■ **Requirements**: Find how many lines hold the word "with" and give that number only.

※

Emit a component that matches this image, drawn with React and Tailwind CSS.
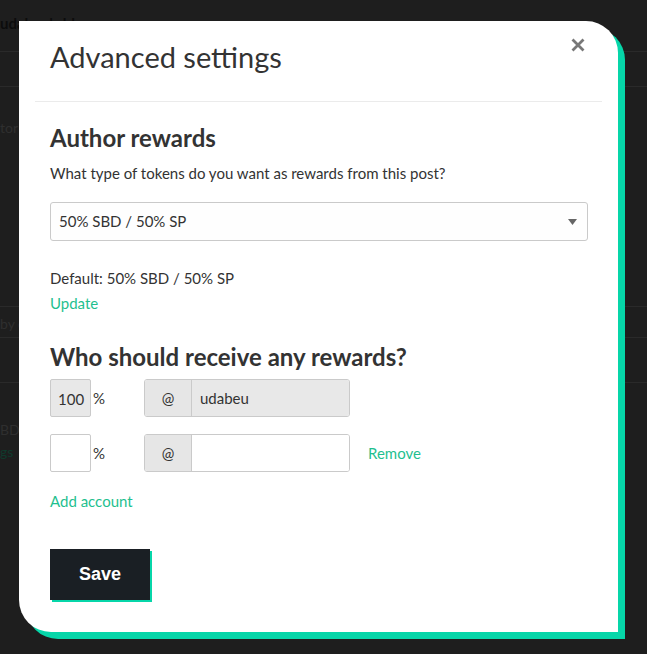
import React from "react";

const font = { fontFamily: "Lato, 'Noto Sans', sans-serif" };

function Background() {
  return (
    <div className="w-[647px] h-[654px] bg-[#1e1e1e] overflow-hidden flex flex-col" style={font}>
      <div className="h-[52px] border-b border-[#2a2a2a] pt-[12px] text-[15px] font-bold text-[#0c0c0c]">udabeu's blog</div>
      <div className="h-[35px] border-b border-[#2a2a2a]"></div>
      <div className="h-[220px] border-b border-[#2a2a2a] pt-[30px] text-[14px] text-[#2f2f2f]">
        <div>tor</div>
      </div>
      <div className="h-[31px] border-b border-[#2a2a2a] pt-[6px] text-[14px] text-[#2f2f2f]">by c</div>
      <div className="h-[45px] border-b border-[#2a2a2a]"></div>
      <div className="pt-[36px] text-[14px] text-[#2f2f2f] leading-[22px]">
        <div>BD</div>
        <div className="text-[#0f3a2c]">gs</div>
      </div>
    </div>
  );
}

function Modal() {
  return (
    <div className="absolute left-[19px] top-[21px] w-[599px] h-[611px]" style={font}>
      <div className="absolute left-[7px] top-[7px] w-[599px] h-[611px] bg-[#06d6a9] rounded-tr-[32px] rounded-bl-[32px]"></div>
      <div className="relative w-[599px] h-[611px] bg-white rounded-tr-[32px] rounded-bl-[32px] px-4">
        <button className="absolute left-[552px] top-[17px] w-[14px] h-[14px] flex items-center justify-center">
          <svg width="14" height="14" viewBox="0 0 14 14">
            <path d="M1.5 1.5 L12.5 12.5 M12.5 1.5 L1.5 12.5" stroke="#777" strokeWidth="2.8" strokeLinecap="butt" />
          </svg>
        </button>
        <div className="h-[81px] border-b border-[#ebebeb] pl-[15px] pt-[17px]">
          <h1 className="text-[29px] leading-[38px] text-[#333] font-normal">Advanced settings</h1>
        </div>
        <div className="pl-[15px] pr-[14px] text-[#333]">
          <h2 className="mt-[21px] text-[24px] leading-[30px] font-bold text-[#333]">Author rewards</h2>
          <p className="mt-[10px] text-[15px] leading-[20px]">What type of tokens do you want as rewards from this post?</p>
          <div className="mt-[19px] h-[39px] border border-[#cacaca] rounded-[3px] bg-[#fefefe] flex items-center justify-between pl-[8px] pr-[10px]">
            <span className="text-[15px]">50% SBD / 50% SP</span>
            <svg width="9" height="6" viewBox="0 0 9 6"><path d="M0 0 H9 L4.5 6 Z" fill="#666" /></svg>
          </div>
          <p className="mt-[27px] text-[15px] leading-[20px]">Default: 50% SBD / 50% SP</p>
          <a className="block mt-[5px] text-[15px] leading-[20px] text-[#1fbf8f]">Update</a>
          <h2 className="mt-[29px] text-[24px] leading-[30px] font-bold text-[#333]">Who should receive any rewards?</h2>
          <div className="mt-[7px] flex items-center h-[38px]">
            <div className="w-[41px] h-[38px] border border-[#cacaca] rounded-[2px] bg-[#e8e8e8] flex items-center pl-[7px] text-[15px] pt-[2px]">100</div>
            <span className="ml-[2px] w-[51px] text-[15px] self-start mt-[8px]">%</span>
            <div className="w-[206px] h-[38px] border border-[#cacaca] rounded-[3px] flex overflow-hidden">
              <div className="w-[47px] bg-[#e6e6e6] border-r border-[#cacaca] flex items-center justify-center text-[15px]">@</div>
              <div className="flex-1 bg-[#e8e8e8] flex items-center pl-[8px] text-[15px]">udabeu</div>
            </div>
          </div>
          <div className="mt-[17px] flex items-center h-[38px]">
            <div className="w-[41px] h-[38px] border border-[#cacaca] rounded-[2px] bg-white"></div>
            <span className="ml-[2px] w-[51px] text-[15px] self-start mt-[8px]">%</span>
            <div className="w-[206px] h-[38px] border border-[#cacaca] rounded-[3px] flex overflow-hidden">
              <div className="w-[47px] bg-[#e6e6e6] border-r border-[#cacaca] flex items-center justify-center text-[15px]">@</div>
              <div className="flex-1 bg-white"></div>
            </div>
            <a className="ml-[18px] text-[15px] text-[#1fbf8f]">Remove</a>
          </div>
          <a className="block mt-[19px] text-[15px] leading-[20px] text-[#1fbf8f]">Add account</a>
          <div className="mt-[38px] relative w-[100px] h-[51px]">
            <div className="absolute left-[2px] top-[2px] w-[100px] h-[51px] bg-[#06d6a9]"></div>
            <button className="relative w-[100px] h-[51px] bg-[#1a1f24] text-white text-[18px] font-bold" style={{ fontFamily: "'Liberation Sans', Arial, sans-serif" }}>Save</button>
          </div>
        </div>
      </div>
    </div>
  );
}

export default function App() {
  return (
    <div className="relative w-[647px] h-[654px] overflow-hidden">
      <Background />
      <Modal />
    </div>
  );
}
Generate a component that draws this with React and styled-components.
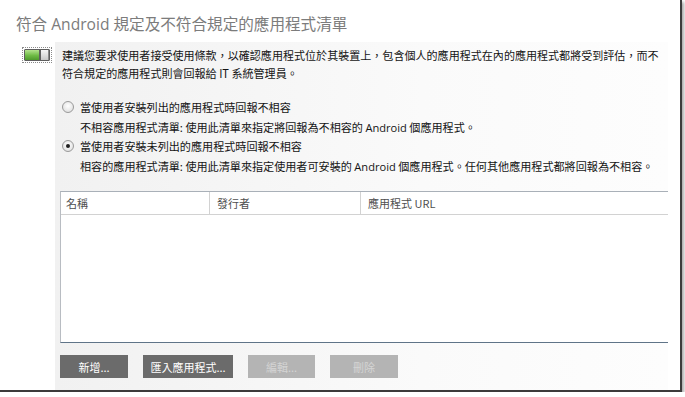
import React from "react";
import styled, { createGlobalStyle } from "styled-components";

const GlobalStyle = createGlobalStyle`
  body {
    margin: 0;
    background: #ffffff;
    font-family: "Open Sans", "Noto Sans CJK TC", sans-serif;
  }
`;

const Window = styled.div`
  width: 682px;
  height: 392px;
  box-sizing: border-box;
  background: #ffffff;
  border-right: 2px solid #3c3c3c;
  border-bottom: 2px solid #3c3c3c;
  box-shadow: 2px 2px 3px rgba(0, 0, 0, 0.35);
  display: flex;
  flex-direction: column;
  overflow: hidden;
`;

const Title = styled.h1`
  margin: 0;
  padding: 13px 0 0 16px;
  height: 29px;
  box-sizing: border-box;
  font-size: 15.6px;
  font-weight: 400;
  line-height: 22px;
  color: #7c7c7c;
  font-family: "Open Sans", "Noto Sans CJK TC", sans-serif;
`;

const Body = styled.div`
  flex: 1;
  display: flex;
  padding-top: 13px;
`;

const ToggleCol = styled.div`
  width: 55px;
  padding: 5px 0 0 22px;
  box-sizing: border-box;
`;

const ToggleFocus = styled.div`
  width: 30px;
  height: 16px;
  box-sizing: border-box;
  border: 1px dotted #8a8a8a;
  padding: 1px;
`;

const ToggleTrack = styled.div`
  height: 12px;
  display: flex;
  border: 1px solid #5e5e5e;
  border-radius: 1px;
  box-sizing: border-box;
`;

const ToggleFill = styled.div`
  flex: 1;
  background: linear-gradient(#b4e38e, #6fbb45 55%, #4e9a2c);
`;

const ToggleThumb = styled.div`
  width: 10px;
  box-sizing: border-box;
  background: linear-gradient(#f6f6f6, #c8c8c8);
  border-left: 2px solid #5e5e5e;
  border-right: 1px solid #8a8a8a;
`;

const Panel = styled.div`
  width: 613px;
  background: linear-gradient(to right, #f1f1f1, #fafafa 60%, #fdfdfd);
  padding: 4px 0 0 5px;
  box-sizing: border-box;
  display: flex;
  flex-direction: column;
  font-family: "Noto Sans CJK TC", sans-serif;
  color: #141414;
`;

const Intro = styled.p`
  margin: 0 0 0 2px;
  font-size: 11.05px;
  line-height: 18px;
  white-space: nowrap;
`;

const Latin = styled.span`
  font-family: "Open Sans", "Noto Sans CJK TC", sans-serif;
`;

const Options = styled.div`
  margin-top: 16px;
  display: flex;
  flex-direction: column;
`;

const Option = styled.label`
  display: grid;
  grid-template-columns: 18px 1fr;
  margin-left: 2px;
  font-size: 11.1px;
  white-space: nowrap;
`;

const Radio = styled.span`
  width: 12px;
  height: 12px;
  margin-top: 3px;
  border-radius: 50%;
  box-sizing: border-box;
  border: 1px solid #9a9a9a;
  background: radial-gradient(circle at 50% 40%, #ffffff, #e4e4e4 70%, #cfcfcf);
  display: flex;
  align-items: center;
  justify-content: center;

  &::after {
    content: "";
    width: 4px;
    height: 4px;
    border-radius: 50%;
    background: ${(p) => (p.$checked ? "#1e1e1e" : "transparent")};
  }
`;

const OptionText = styled.div`
  display: flex;
  flex-direction: column;
`;

const Line = styled.div`
  height: 19.5px;
  line-height: 19.5px;
`;

const Table = styled.div`
  margin-top: 15px;
  height: 150px;
  background: #ffffff;
  border-top: 1px solid #a9b0b8;
  border-left: 1px solid #b8bcc2;
  border-bottom: 1px solid #5f7488;
  display: flex;
  flex-direction: column;
`;

const HeaderRow = styled.div`
  display: grid;
  grid-template-columns: 148px 151px 1fr;
  height: 22px;
  border-bottom: 1px solid #d2d2d2;
`;

const HeaderCell = styled.div`
  padding-left: ${(p) => (p.$first ? "5px" : "7px")};
  border-left: ${(p) => (p.$first ? "none" : "1px solid #d2d2d2")};
  font-size: 11px;
  line-height: 22px;
  color: #4e4e4e;
  font-family: "Noto Sans CJK TC", sans-serif;
`;

const Buttons = styled.div`
  display: flex;
  gap: 15px;
  margin-top: 12px;
`;

const Button = styled.button`
  height: 23px;
  width: ${(p) => p.$w}px;
  border: none;
  padding: 0;
  background: ${(p) => (p.disabled ? "#b4b4b4" : "#6b6b6b")};
  color: ${(p) => (p.disabled ? "#d4d4d4" : "#ffffff")};
  font-size: 11px;
  font-family: "Noto Sans CJK TC", sans-serif;
  cursor: default;
`;

export default function App() {
  return (
    <>
      <GlobalStyle />
      <Window>
        <Title>符合 Android 規定及不符合規定的應用程式清單</Title>
        <Body>
          <ToggleCol>
            <ToggleFocus>
              <ToggleTrack>
                <ToggleFill />
                <ToggleThumb />
              </ToggleTrack>
            </ToggleFocus>
          </ToggleCol>
          <Panel>
            <Intro>
              建議您要求使用者接受使用條款，以確認應用程式位於其裝置上，包含個人的應用程式在內的應用程式都將受到評估，而不
              <br />
              符合規定的應用程式則會回報給 IT 系統管理員。
            </Intro>
            <Options>
              <Option>
                <Radio />
                <OptionText>
                  <Line>當使用者安裝列出的應用程式時回報不相容</Line>
                  <Line>
                    不相容應用程式清單: 使用此清單來指定將回報為不相容的 <Latin>Android</Latin>&nbsp;個應用程式。
                  </Line>
                </OptionText>
              </Option>
              <Option>
                <Radio $checked />
                <OptionText>
                  <Line>當使用者安裝未列出的應用程式時回報不相容</Line>
                  <Line>
                    相容的應用程式清單: 使用此清單來指定使用者可安裝的 <Latin>Android</Latin>&nbsp;個應用程式。任何其他應用程式都將回報為不相容。
                  </Line>
                </OptionText>
              </Option>
            </Options>
            <Table>
              <HeaderRow>
                <HeaderCell $first>名稱</HeaderCell>
                <HeaderCell>發行者</HeaderCell>
                <HeaderCell>應用程式 URL</HeaderCell>
              </HeaderRow>
            </Table>
            <Buttons>
              <Button $w={68}>新增...</Button>
              <Button $w={90}>匯入應用程式...</Button>
              <Button $w={67} disabled>編輯...</Button>
              <Button $w={68} disabled>刪除</Button>
            </Buttons>
          </Panel>
        </Body>
      </Window>
    </>
  );
}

※

■ **Output of the task**: 2